◆ A run of records ◆
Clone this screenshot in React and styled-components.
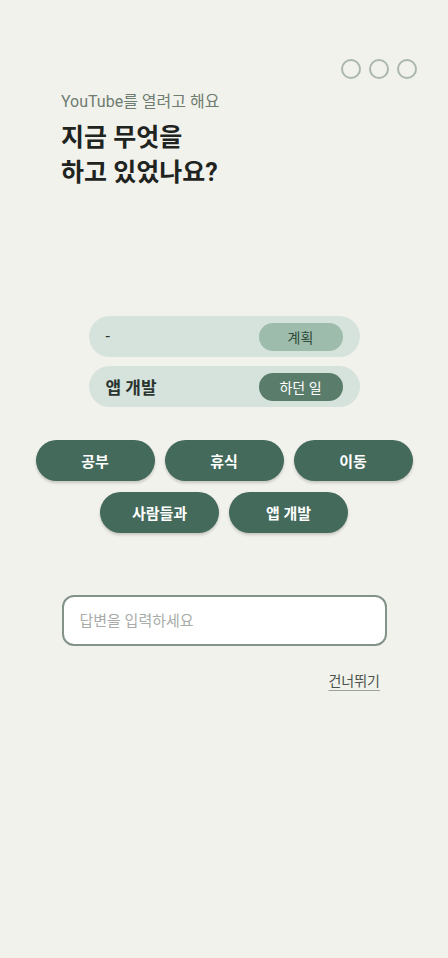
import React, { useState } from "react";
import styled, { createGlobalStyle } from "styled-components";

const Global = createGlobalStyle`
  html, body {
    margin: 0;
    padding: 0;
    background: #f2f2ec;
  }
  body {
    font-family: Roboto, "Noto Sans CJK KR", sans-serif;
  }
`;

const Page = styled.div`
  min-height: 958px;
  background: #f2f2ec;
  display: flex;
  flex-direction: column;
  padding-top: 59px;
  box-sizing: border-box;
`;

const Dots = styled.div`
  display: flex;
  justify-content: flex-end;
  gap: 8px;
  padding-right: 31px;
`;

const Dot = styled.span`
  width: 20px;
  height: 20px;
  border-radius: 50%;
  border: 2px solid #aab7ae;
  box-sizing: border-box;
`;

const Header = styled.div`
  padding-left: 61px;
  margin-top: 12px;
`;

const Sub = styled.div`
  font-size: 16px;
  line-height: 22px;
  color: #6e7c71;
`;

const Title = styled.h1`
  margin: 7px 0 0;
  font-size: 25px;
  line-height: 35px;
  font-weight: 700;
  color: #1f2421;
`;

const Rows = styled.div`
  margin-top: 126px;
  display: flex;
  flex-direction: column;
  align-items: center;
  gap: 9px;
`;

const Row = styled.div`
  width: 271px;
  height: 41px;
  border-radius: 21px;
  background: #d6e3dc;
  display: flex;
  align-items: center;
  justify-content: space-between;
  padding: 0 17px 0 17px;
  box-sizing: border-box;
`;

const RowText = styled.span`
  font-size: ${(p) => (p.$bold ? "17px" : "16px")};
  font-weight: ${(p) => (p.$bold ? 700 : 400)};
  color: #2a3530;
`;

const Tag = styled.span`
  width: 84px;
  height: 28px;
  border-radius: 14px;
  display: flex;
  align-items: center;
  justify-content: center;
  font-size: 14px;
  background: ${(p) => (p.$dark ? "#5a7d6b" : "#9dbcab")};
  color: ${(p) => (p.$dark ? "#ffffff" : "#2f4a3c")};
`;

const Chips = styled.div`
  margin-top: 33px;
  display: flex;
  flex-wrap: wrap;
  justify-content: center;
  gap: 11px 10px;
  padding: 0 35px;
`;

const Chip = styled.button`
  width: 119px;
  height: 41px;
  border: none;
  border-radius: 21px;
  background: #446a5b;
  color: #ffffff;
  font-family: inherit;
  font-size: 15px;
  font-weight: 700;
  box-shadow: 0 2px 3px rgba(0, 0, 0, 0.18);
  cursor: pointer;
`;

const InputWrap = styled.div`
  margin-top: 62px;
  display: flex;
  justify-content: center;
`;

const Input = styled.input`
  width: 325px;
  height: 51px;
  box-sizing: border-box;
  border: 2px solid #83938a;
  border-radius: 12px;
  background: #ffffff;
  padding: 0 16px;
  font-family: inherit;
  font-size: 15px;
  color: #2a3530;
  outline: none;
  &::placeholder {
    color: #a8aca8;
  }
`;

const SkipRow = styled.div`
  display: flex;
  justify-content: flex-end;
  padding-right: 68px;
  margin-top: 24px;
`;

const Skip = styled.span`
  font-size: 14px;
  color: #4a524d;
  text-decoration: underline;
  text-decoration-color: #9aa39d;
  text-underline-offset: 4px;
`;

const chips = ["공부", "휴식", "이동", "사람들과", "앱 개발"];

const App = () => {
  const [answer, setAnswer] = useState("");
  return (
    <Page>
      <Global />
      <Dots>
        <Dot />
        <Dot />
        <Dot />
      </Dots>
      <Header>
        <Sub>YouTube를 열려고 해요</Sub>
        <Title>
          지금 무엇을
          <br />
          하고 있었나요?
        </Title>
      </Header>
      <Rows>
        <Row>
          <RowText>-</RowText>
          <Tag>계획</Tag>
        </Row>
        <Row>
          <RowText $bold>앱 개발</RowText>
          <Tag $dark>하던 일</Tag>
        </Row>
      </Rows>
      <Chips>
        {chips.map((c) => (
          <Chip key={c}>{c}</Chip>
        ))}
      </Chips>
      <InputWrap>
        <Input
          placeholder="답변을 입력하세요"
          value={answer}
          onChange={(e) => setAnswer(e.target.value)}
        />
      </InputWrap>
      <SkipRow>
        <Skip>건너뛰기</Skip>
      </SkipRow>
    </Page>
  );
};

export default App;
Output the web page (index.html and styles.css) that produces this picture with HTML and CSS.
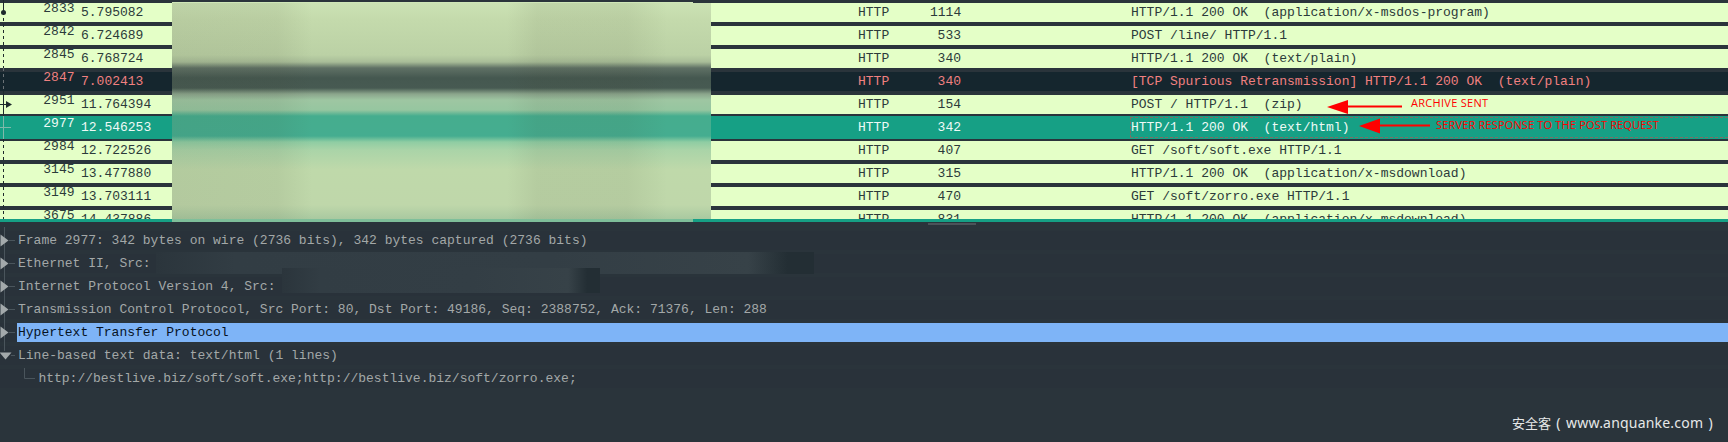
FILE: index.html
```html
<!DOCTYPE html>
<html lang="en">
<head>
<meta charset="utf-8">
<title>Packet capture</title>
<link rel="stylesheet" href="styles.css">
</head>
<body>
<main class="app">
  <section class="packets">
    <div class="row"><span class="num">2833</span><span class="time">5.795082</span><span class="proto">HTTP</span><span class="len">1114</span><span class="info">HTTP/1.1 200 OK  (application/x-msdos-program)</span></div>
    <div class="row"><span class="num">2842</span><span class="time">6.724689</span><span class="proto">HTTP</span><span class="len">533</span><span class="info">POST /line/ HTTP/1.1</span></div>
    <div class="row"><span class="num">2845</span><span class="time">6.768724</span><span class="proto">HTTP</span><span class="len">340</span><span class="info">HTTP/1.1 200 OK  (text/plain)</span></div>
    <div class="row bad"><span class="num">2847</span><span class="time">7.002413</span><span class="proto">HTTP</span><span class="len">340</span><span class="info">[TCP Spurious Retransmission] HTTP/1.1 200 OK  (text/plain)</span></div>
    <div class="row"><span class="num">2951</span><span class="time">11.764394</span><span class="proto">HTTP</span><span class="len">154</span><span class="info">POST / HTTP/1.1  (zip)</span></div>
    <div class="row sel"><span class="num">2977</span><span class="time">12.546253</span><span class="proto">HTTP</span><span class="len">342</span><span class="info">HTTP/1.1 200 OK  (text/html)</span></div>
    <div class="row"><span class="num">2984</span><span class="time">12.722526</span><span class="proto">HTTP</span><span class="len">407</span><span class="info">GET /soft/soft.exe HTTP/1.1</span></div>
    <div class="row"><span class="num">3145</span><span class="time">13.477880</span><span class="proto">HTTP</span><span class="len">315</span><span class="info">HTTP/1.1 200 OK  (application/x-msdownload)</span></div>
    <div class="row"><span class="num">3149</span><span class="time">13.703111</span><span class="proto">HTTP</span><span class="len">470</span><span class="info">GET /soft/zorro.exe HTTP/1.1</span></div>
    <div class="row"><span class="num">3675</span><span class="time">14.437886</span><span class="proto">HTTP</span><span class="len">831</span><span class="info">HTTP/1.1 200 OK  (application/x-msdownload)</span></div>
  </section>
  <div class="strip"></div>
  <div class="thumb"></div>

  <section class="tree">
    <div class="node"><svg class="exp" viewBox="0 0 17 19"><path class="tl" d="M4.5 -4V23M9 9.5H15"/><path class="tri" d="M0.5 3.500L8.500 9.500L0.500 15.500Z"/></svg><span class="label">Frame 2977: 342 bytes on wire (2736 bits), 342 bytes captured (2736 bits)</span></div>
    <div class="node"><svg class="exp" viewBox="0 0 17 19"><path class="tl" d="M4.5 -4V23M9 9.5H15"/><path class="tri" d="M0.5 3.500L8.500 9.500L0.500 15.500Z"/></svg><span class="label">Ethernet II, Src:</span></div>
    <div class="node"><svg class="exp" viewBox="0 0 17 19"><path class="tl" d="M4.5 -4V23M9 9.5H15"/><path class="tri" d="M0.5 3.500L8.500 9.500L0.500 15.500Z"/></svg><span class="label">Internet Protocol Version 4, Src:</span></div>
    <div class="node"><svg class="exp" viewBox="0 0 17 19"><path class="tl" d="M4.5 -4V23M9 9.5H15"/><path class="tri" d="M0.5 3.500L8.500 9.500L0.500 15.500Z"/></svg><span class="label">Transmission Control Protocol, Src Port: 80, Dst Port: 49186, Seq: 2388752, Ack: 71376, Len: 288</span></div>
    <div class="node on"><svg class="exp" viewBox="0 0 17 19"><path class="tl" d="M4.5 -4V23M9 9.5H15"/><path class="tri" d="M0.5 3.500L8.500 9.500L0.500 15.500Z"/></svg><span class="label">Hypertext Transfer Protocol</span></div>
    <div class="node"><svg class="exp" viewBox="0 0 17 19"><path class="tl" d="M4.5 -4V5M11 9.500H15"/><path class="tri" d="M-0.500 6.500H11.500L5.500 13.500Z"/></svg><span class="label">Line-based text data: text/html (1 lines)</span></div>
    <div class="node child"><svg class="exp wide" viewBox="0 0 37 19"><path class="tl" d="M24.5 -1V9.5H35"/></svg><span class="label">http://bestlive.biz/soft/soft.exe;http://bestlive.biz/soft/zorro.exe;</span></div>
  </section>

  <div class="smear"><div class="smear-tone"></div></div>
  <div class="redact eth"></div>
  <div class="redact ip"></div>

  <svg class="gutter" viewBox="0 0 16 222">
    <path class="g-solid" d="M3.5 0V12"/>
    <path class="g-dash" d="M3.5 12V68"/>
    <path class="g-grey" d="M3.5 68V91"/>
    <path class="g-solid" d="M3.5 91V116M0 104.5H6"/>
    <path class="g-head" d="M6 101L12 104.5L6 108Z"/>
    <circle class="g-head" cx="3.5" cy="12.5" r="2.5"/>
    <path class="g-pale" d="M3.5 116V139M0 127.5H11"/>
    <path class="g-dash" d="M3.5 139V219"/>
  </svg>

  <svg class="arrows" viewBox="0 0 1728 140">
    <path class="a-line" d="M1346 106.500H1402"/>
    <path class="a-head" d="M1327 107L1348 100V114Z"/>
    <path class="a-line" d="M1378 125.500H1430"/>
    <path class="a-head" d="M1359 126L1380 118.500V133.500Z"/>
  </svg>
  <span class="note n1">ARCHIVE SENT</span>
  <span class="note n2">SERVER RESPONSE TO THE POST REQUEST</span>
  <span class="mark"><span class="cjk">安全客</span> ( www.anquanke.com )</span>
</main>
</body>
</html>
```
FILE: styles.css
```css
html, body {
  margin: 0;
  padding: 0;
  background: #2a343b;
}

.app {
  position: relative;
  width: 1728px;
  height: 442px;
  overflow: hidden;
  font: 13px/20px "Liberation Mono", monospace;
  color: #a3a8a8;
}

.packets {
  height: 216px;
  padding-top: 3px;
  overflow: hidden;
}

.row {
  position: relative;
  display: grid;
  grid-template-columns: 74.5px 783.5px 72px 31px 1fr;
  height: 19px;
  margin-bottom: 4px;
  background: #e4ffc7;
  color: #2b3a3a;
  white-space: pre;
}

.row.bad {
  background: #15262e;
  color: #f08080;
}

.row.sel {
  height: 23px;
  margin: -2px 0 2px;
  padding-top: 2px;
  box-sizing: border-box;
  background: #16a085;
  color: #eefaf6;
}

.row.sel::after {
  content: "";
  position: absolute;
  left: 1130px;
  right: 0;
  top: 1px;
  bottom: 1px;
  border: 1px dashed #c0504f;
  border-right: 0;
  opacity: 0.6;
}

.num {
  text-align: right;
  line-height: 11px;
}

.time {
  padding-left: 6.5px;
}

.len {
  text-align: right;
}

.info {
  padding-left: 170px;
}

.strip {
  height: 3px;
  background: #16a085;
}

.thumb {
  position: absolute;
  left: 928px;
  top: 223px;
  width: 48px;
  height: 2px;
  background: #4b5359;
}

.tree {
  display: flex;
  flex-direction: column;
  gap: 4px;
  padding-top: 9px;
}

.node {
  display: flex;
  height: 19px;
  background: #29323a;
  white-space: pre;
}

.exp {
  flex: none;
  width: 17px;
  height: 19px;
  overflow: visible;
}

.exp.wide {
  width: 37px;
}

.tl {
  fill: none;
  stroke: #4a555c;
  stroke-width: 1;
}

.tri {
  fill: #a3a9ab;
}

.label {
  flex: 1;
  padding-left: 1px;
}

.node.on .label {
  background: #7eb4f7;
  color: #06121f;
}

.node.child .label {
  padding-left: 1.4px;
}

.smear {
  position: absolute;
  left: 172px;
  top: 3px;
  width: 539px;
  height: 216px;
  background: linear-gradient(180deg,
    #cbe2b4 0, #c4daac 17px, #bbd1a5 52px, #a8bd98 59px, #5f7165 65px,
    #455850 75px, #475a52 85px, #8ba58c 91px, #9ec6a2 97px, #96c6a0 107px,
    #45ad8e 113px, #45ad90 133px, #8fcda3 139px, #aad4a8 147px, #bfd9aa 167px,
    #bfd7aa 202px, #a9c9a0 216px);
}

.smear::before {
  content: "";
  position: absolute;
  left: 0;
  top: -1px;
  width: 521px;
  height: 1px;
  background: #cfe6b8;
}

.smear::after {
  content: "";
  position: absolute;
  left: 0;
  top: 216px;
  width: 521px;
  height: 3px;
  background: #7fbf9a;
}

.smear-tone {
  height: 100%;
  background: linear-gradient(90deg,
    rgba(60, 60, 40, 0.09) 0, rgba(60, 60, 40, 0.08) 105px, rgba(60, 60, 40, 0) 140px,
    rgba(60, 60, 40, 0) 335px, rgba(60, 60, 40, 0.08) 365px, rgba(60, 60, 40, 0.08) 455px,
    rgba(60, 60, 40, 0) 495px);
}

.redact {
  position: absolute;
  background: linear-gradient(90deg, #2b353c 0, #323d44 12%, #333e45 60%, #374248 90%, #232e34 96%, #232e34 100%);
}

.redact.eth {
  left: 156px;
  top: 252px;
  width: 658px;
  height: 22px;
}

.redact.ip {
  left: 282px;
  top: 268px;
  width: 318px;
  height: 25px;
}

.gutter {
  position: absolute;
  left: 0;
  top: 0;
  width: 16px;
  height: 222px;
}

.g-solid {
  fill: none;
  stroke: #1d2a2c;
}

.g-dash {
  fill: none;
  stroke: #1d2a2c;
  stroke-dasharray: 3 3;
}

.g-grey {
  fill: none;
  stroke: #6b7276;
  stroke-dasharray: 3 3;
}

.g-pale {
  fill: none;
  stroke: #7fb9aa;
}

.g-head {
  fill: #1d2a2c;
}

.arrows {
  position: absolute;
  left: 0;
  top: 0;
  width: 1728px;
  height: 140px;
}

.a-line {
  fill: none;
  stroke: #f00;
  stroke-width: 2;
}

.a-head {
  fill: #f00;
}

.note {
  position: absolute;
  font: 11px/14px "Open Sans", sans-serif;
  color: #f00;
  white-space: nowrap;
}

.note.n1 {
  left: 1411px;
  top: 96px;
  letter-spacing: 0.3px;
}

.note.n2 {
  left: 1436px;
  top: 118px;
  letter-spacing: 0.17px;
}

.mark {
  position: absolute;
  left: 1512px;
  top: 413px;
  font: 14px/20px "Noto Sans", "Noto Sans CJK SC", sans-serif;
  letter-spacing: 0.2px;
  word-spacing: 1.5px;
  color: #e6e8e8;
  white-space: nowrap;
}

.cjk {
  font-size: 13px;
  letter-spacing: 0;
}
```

◆ EXERCISE OBJECTIVE ◆
Count the lines in the entries that hold the word "React", and give nothing but the total.

◆ OUTPUT FOR THIS TASK ◆
2